The still-growing collection at the museum is remarkable in its size and quality. Over seven hundred quilts, coverlets, blankets, and bed-rugs from the 18th and 19th century illustrate the different types of bedcovers, the diversity of designs and fabrics, and the many methods of manufacture used by creative men and women. Although the collection predominantly represents New England and the northern states, it also includes examples from the southern and mid-western regions, as well as from such distinctive groups as the Amish, Pennsylvania Dutch, and native Hawaiians.

Bed-rugs, a traditional northern European bedcover, were brought to America from northern England and widely used until the early 19th century. Now quite rare, these thick, heavy bedcovers were embroidered with handspun and dyed yarns on wool fabric to create a dense pile surface similar to that of an Oriental rug.

Hand-woven blankets, treasured for their warmth and durability, often were embroidered with colorful handspun wool yarns. Women embroidered swirling vine, floral and shell patterns on plain blankets and filled squares of window-pane-checked blankets with stars and flowers.

Single and double coverlets, hand-woven in bold, geometric patterns from the mid-eighteenth to mid-19th centuries, were considered more decorative than plain or plaid blankets. While most were woven in blue and white, some weavers chose to emphasize the patterns by combining two or more colors. Jacquard coverlets, introduced in the early 19th century, became immediately popular because of their elaborate floral, mosaic, figural, and patriotic patterns. Professional weavers advertised them as fancy coverlets to differentiate them from hand-woven coverlets with geometric patterns.

Quilts are made by joining layers of cloth – usually a decorative top, warm filling of either raw wool or cotton, and plain backing – and sewing or "quilting" them together. The method by which the quilt top is made, pieced, appliquéd, or plain, determines the nature of the design.

The first quilts made in America followed English and European traditions. Early plain whole-cloth quilts were made from lengths of imported, highly glazed, richly colored wool fabric. The stitches used to secure the layers followed decorative swirling vine and floral patterns similar to those used in embroidery or in painted decorations on furniture and walls.

The earliest pieced quilts were made by sewing or "piecing" small geometric pieces of fabric together in simple honeycomb or triangle patterns. As American women perfected the art of quilt making in the early 19th century, they developed more complex patterns often requiring hundreds of thousands of tiny pieces. Geometric star, flower, and figural patterns were pieced together in small blocks and then sewn together to make a quilt top.

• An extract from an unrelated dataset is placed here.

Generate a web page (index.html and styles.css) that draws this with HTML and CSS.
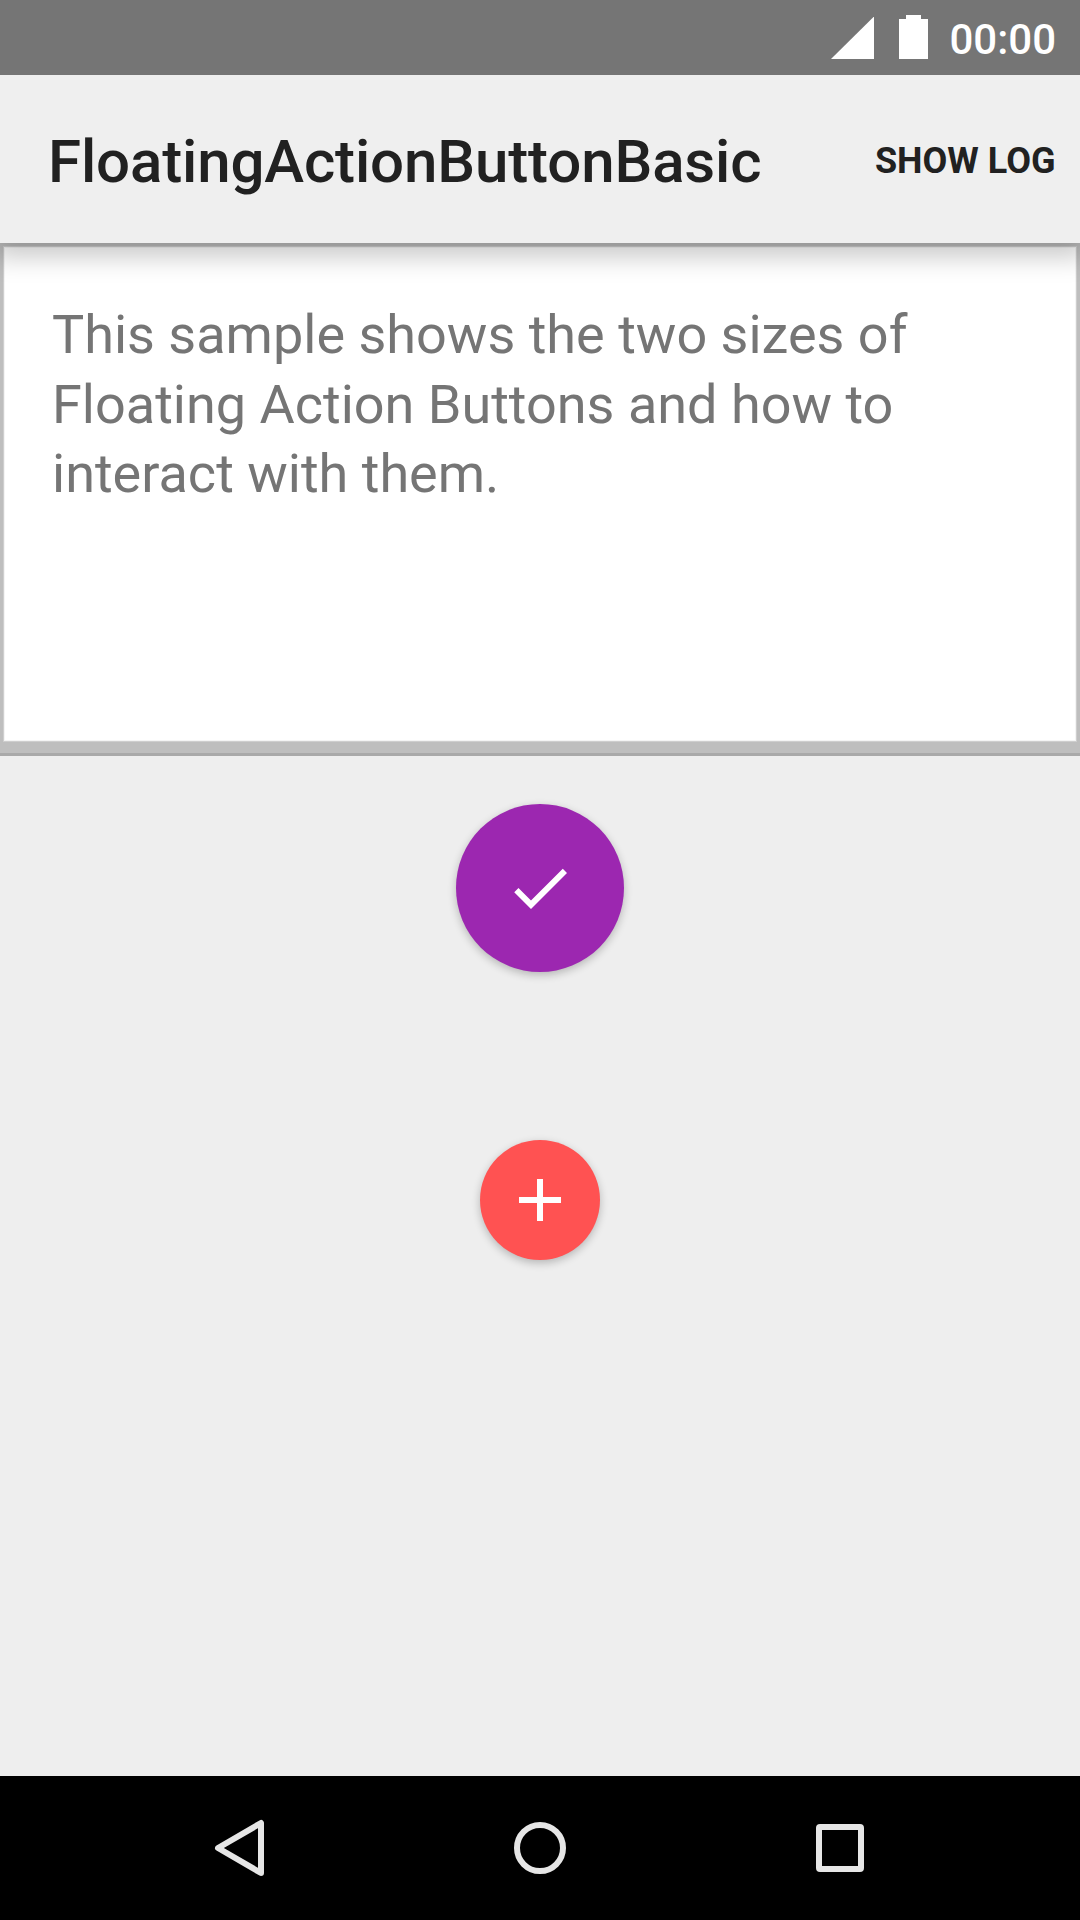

The first American appliquéd quilts, made in the 18th century, used the broderie perse, French for Persian embroidery, technique of cutting entire motifs from imported printed fabric, then sewing them on a plain fabric background. 19th-century quilters continued this tradition adding their own twists, following patterns printed in ladies' magazines, copied from a friend, or designed on their own.

Occasionally women also stenciled, painted and embroidered fabrics to imitate elaborate quilt or coverlet patterns. Other bedcovers were knitted or crocheted in elegant patterns.